邵清离开医馆时,天已入夜甚久。
这里也写毛笔字,而他不会写,所以连抄了三遍才勉强像个样子。
医馆他不敢再留,虽然没有恶意,但谎话连篇出去,他怕露马脚,整个被人清算。
抓住一个人的错处否定整个人,这可太常见了。
究其根底,还是他初来乍到这个鬼地方。
加上遇到了一群奇形怪状的人。
所以对任何人都不自觉的就抱有戒心。
可打医馆出来,书上都说好的华灯初上没见着,反而是没了头顶月光就是伸手不见五指。
本以为是医馆地处偏僻原因所致,邵清遂往镇中屋舍多连的方向走。
可一路上的人家都早已闭户,连点夜生活都没有。
他只得暗道晦气,连穿越都如此倒霉。
又走片刻,街巷交错。
好似失了路,夜风一吹,周围建筑影影幢幢,瞬间让他毛骨悚然。
“娘希匹的!”
谁能不怕鬼?
还是在这么个“妖怪”国度。
可怕也没法,他只得急急而走,尽量寻找光亮的所在。
“我就不信这么大个地方,就没有个夜场。”
……
时近夜分,街巷寂静无人,医馆大门前,来了一个身形昂藏的壮汉,但老脸憋闷得通红,上气不接下气。
不扶着门前的立柱,怕是连站都站不稳。
哪有丝毫平日里跟在薛三背后飞扬跋扈姿态。
倒像个被攥住的蛤蟆,死命挣扎。
“去取一片两丈青的叶子给他!”
蓝大夫来到大门前见的便是这光景,立刻吩咐值守夜的弟子去取药材。
“蓝大夫,红叶镇都知道您慈悲,求求您大人不记小人过快救救我家……”
壮汉祁大年见蓝大夫来了,强忍痛楚,躬身下拜,急急求救。
“别急,你慢点说,发生了何事,府上是谁生了疾病?”
到底是医者父母心,虽与薛家交恶,但求救上门,蓝大夫也不好不闻不问。
“你把这个含着,理顺气息,别吞下去了,有毒的。”
将弟子取来的两丈青叶递给对方,蓝大夫也在观察这祁大年的情况。
表面来看,似是中毒,又似是受伤,损了气息,不好判断。
祁大年含下青叶子,一股清凉气息直冲天灵盖,而后顺喉而下,似乎冲开诸多阻碍,果然让他气息顺畅了许多。
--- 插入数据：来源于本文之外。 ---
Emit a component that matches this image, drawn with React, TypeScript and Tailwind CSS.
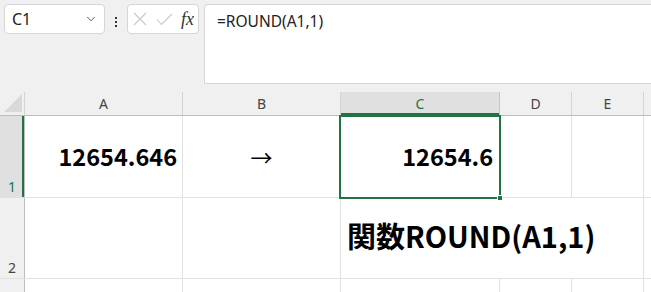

身体自发的甚至想直接吞下去,祛除胸腹憋闷,不过好歹记着嘱托,抵在舌下了。
之后便将事情尽快道来。
原来今日薛三得了官身,镇守府已公示,只待明日便可走马上任。
薛家上下庆贺,备了祭祀,奉告祖先。
“……到了晚间酒宴时,忽然人人犯气,太爷憋闷过去,不省人事。”
“张罗半天,又有数人呕血如球……”
“只我一人尚有余力,所以特来求蓝大夫救命,还望蓝大夫大发慈悲,救救我家。”
他这番说辞恳切卑下,不似作伪。
但医馆与薛家因薛三的缘故本就不对付,领衔的值守弟子福生当即阻拦。
“大姐,不可亲信,那薛三今日得了官身,怕不是想使什么阴坏招数。”
祁大年立刻拜倒恳求:“小人以性命担保,绝无此事,求蓝大夫救命啊。”
他昔日虽是薛家雇佣,但如今家小都已托庇薛府,所以救薛家也是救他全家。
“我看他不像做伪,福生师兄,稍后你与我一同前去。”
医者仁心,总不好见死不救,蓝大夫还是答应了。
医馆众人见蓝大夫心思已定,只得遵从。
当下便将针囊药箱取来,三人往薛府疾行。
只是走着走着,也不知是不是岔了气,祁大年竟然又猛烈咳嗽起来。
并且伴随沉重的喘息,一如溺水。
蓝大夫心下一惊:“怎么可能,两丈青叶竟然只压了这么一小会。”
一旁的福生也是懂些药理的,同样惊异。
寻常一丈青的叶子,就专治犯气。
等一丈青长到两丈高时,再取其顶端嫩叶,经由馆主赐下的特殊手法炮制,取名两丈青叶,药效更是猛烈。
即便是练武之人气脉不顺,含之都有奇效,所以才不能直接吞服,形如有毒。
如今这猛药竟然只维持了一炷香的时间都不到。
蓝大夫立刻一把搭住祁大年手腕脉门,眉头愈皱愈紧。
“你忍一忍!”
祁大年不明所以。
蓝大夫却瞬间在他背上连点三下。